Electrochemical Ultrathin Metal-Atomic Layer Deposition for Silica Microenvironment-Assisted Cu-Based Catalysis

Replacing commonly used precious and rare noble metals by the abundant copper (Cu)-based catalysts is highly desired for sustainable fine-chemical synthesis. However, in the lack of model platforms, complex surface chemistry of randomly nanostructured bulk Cu is notoriously challenging to understand and control. By synthesizing ultrathin 2D-Cu layer sandwiched inside the bilayer silica template, an unusual but critical cooperative role of Lewis basic amino-silica microenvironment for [Cu]-catalyzed selective hydrogenation of unsaturated CC bonds in diverse alkynes, ene-ynes, and alpha,beta-unsaturated (alkene) Michael acceptors is discovered.
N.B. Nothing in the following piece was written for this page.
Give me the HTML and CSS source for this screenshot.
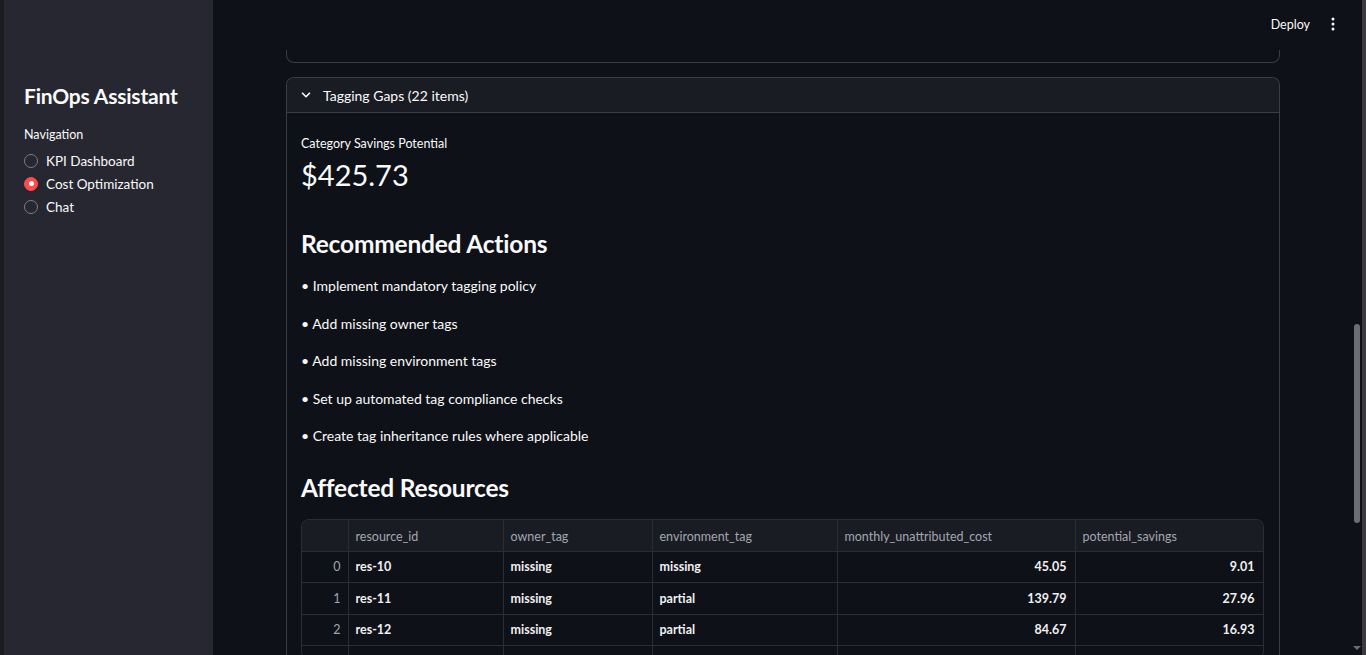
FILE: index.html
```html
<!DOCTYPE html>
<html lang="en">
<head>
<meta charset="utf-8">
<title>FinOps Assistant</title>
<link rel="stylesheet" href="styles.css">
</head>
<body>
<div class="app">
  <div class="edge-left"></div>
  <aside class="sidebar">
    <h1 class="brand">FinOps Assistant</h1>
    <div class="nav-label">Navigation</div>
    <ul class="radio-list">
      <li class="radio-item"><span class="radio"></span>KPI Dashboard</li>
      <li class="radio-item"><span class="radio radio-on"></span>Cost Optimization</li>
      <li class="radio-item"><span class="radio"></span>Chat</li>
    </ul>
  </aside>
  <main class="main">
    <header class="topbar">
      <span class="deploy">Deploy</span>
      <svg class="kebab" width="16" height="16" viewBox="0 0 16 16"><circle cx="8" cy="3" r="1.5" fill="#fafafa"/><circle cx="8" cy="8" r="1.5" fill="#fafafa"/><circle cx="8" cy="13" r="1.5" fill="#fafafa"/></svg>
    </header>
    <div class="content">
      <div class="prev-expander"></div>
      <section class="expander">
        <div class="exp-head">
          <svg class="chev" width="12" height="12" viewBox="0 0 12 12"><path d="M2.5 4.2 L6 7.7 L9.5 4.2" fill="none" stroke="#fafafa" stroke-width="1.6" stroke-linecap="round" stroke-linejoin="round"/></svg>
          <span>Tagging Gaps (22 items)</span>
        </div>
        <div class="exp-body">
          <div class="metric-label">Category Savings Potential</div>
          <div class="metric-value">$425.73</div>
          <h3 class="h3 h3-first">Recommended Actions</h3>
          <p class="bullet">• Implement mandatory tagging policy</p>
          <p class="bullet">• Add missing owner tags</p>
          <p class="bullet">• Add missing environment tags</p>
          <p class="bullet">• Set up automated tag compliance checks</p>
          <p class="bullet">• Create tag inheritance rules where applicable</p>
          <h3 class="h3 h3-second">Affected Resources</h3>
          <div class="table-wrap">
            <table class="grid">
              <colgroup>
                <col class="c-idx"><col class="c-id"><col class="c-owner"><col class="c-env"><col class="c-cost"><col class="c-save">
              </colgroup>
              <thead>
                <tr><th></th><th>resource_id</th><th>owner_tag</th><th>environment_tag</th><th>monthly_unattributed_cost</th><th>potential_savings</th></tr>
              </thead>
              <tbody>
                <tr><td class="idx">0</td><td>res-10</td><td>missing</td><td>missing</td><td class="num">45.05</td><td class="num">9.01</td></tr>
                <tr><td class="idx">1</td><td>res-11</td><td>missing</td><td>partial</td><td class="num">139.79</td><td class="num">27.96</td></tr>
                <tr><td class="idx">2</td><td>res-12</td><td>missing</td><td>partial</td><td class="num">84.67</td><td class="num">16.93</td></tr>
                <tr><td class="idx"></td><td></td><td></td><td></td><td class="num"></td><td class="num"></td></tr>
              </tbody>
            </table>
          </div>
        </div>
      </section>
    </div>
    <div class="scrollbar"><div class="thumb"></div><div class="arrow"></div></div>
  </main>
  <div class="edge-right"></div>
</div>
</body>
</html>
```
FILE: styles.css
```css
* { box-sizing: border-box; }
html, body { margin: 0; padding: 0; height: 100%; overflow: hidden; }
body {
  background: #0e1117;
  color: #fafafa;
  font-family: Lato, "Noto Sans", sans-serif;
}
.app { display: flex; height: 655px; }
.edge-left { width: 4px; background: #1b1c21; flex: none; }
.edge-right { width: 4px; background: #3b3b3d; flex: none; }
.sidebar {
  width: 209px;
  flex: none;
  background: #262730;
  padding: 83px 20px 0 20px;
}
.brand { margin: 0; font-size: 21px; font-weight: 700; line-height: 26px; letter-spacing: -0.2px; }
.nav-label { margin-top: 18px; font-size: 12.5px; line-height: 16px; }
.radio-list { list-style: none; margin: 6px 0 0 0; padding: 0; }
.radio-item { display: flex; align-items: center; font-size: 13.5px; height: 23px; }
.radio {
  width: 14px; height: 14px; border-radius: 50%;
  border: 1px solid #7a7c85; margin-right: 8px; flex: none;
}
.radio-on { background: #ff4b4b; border-color: #ff4b4b; position: relative; }
.radio-on::after {
  content: ""; position: absolute; left: 3.5px; top: 3.5px; width: 5px; height: 5px; border-radius: 50%; background: #fff;
}
.main { flex: 1; position: relative; overflow: hidden; }
.topbar {
  position: absolute; left: 0; right: 0; top: 0; height: 50px;
  background: #0e1117; z-index: 2;
  display: flex; justify-content: flex-end; align-items: center;
  padding-right: 21px; padding-top: 0;
}
.deploy { font-size: 12.5px; margin-right: 15px; margin-top: -2px; }
.kebab { margin-top: -2px; }
.content { width: 994px; margin-left: 73px; }
.prev-expander {
  height: 63px; border: 1px solid #3b3d45; border-top: none;
  border-radius: 0 0 8px 8px;
}
.expander {
  margin-top: 14px; border: 1px solid #3b3d45; border-radius: 8px 8px 0 0; border-bottom: none;
  height: 600px;
}
.exp-head {
  height: 35px; background: #1a1c24; border-bottom: 1px solid #3b3d45;
  border-radius: 8px 8px 0 0;
  display: flex; align-items: center; padding-left: 13px; font-size: 14px;
}
.chev { margin-right: 11px; }
.exp-body { padding: 23px 14px 0 14px; }
.metric-label { font-size: 12.5px; line-height: 16px; }
.metric-value { font-size: 29px; line-height: 44px; margin-top: 1px; }
.h3 { margin: 0; font-size: 24.5px; font-weight: 700; line-height: 34px; letter-spacing: -0.2px; }
.h3-first { margin-top: 30px; }
.h3-second { margin-top: 24px; }
.bullet { margin: 0; font-size: 14px; line-height: 22px; }
.h3-first + .bullet { margin-top: 14px; }
.bullet + .bullet { margin-top: 15.5px; }
.table-wrap {
  margin-top: 14px; width: 963px; border: 1px solid #2b2d35; border-radius: 8px;
  overflow: hidden; height: 140px; border-bottom: none;
}
.grid { border-collapse: collapse; table-layout: fixed; width: 961px; font-size: 12.5px; }
.c-idx { width: 46px; } .c-id { width: 155px; } .c-owner { width: 149px; } .c-env { width: 185px; }
.c-cost { width: 238px; } .c-save { width: 188px; }
.grid th {
  background: #1a1c24; color: #a3a6b0; font-weight: 400; text-align: left;
  height: 31px; padding: 2px 7px 0 7px; border-right: 1px solid #2b2d35; border-bottom: 1px solid #2b2d35;
}
.grid td {
  height: 31.5px; padding: 0 7px; border-right: 1px solid #2b2d35; border-bottom: 1px solid #2b2d35;
  font-weight: 700; color: #f0f0f2;
}
.grid td.idx { text-align: right; color: #a3a6b0; font-weight: 400; }
.grid td.num { text-align: right; padding-right: 8px; }
.scrollbar {
  position: absolute; right: 0; top: 0; bottom: 0; width: 13px; z-index: 3;
}
.thumb {
  position: absolute; left: 5px; top: 324px; width: 6px; height: 199px; border-radius: 3px; background: #6b6d72;
}
.arrow {
  position: absolute; left: 4px; bottom: 5px; width: 0; height: 0;
  border-left: 4px solid transparent; border-right: 4px solid transparent; border-top: 4px solid #6b6d72;
}
```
Newly developed nanospace-confined electrochemical (eChem) atomic layer deposition (NC-EAD) technique afforded < 2 nm ultrathin Cu(0)-layer intimately covered inside silica envelope. This model platform aided the detailed mechanistic study deciphering the unexpected finding - originally non-reactive Cu-film, just by a simple silica coating step, turning into an efficient catalyst for scalable fine-chemical synthesis. The concept of reactive metal surface-microenvironment manipulation, presents a new paradigm for controlling complex molecular interactions in heterogeneous catalysts.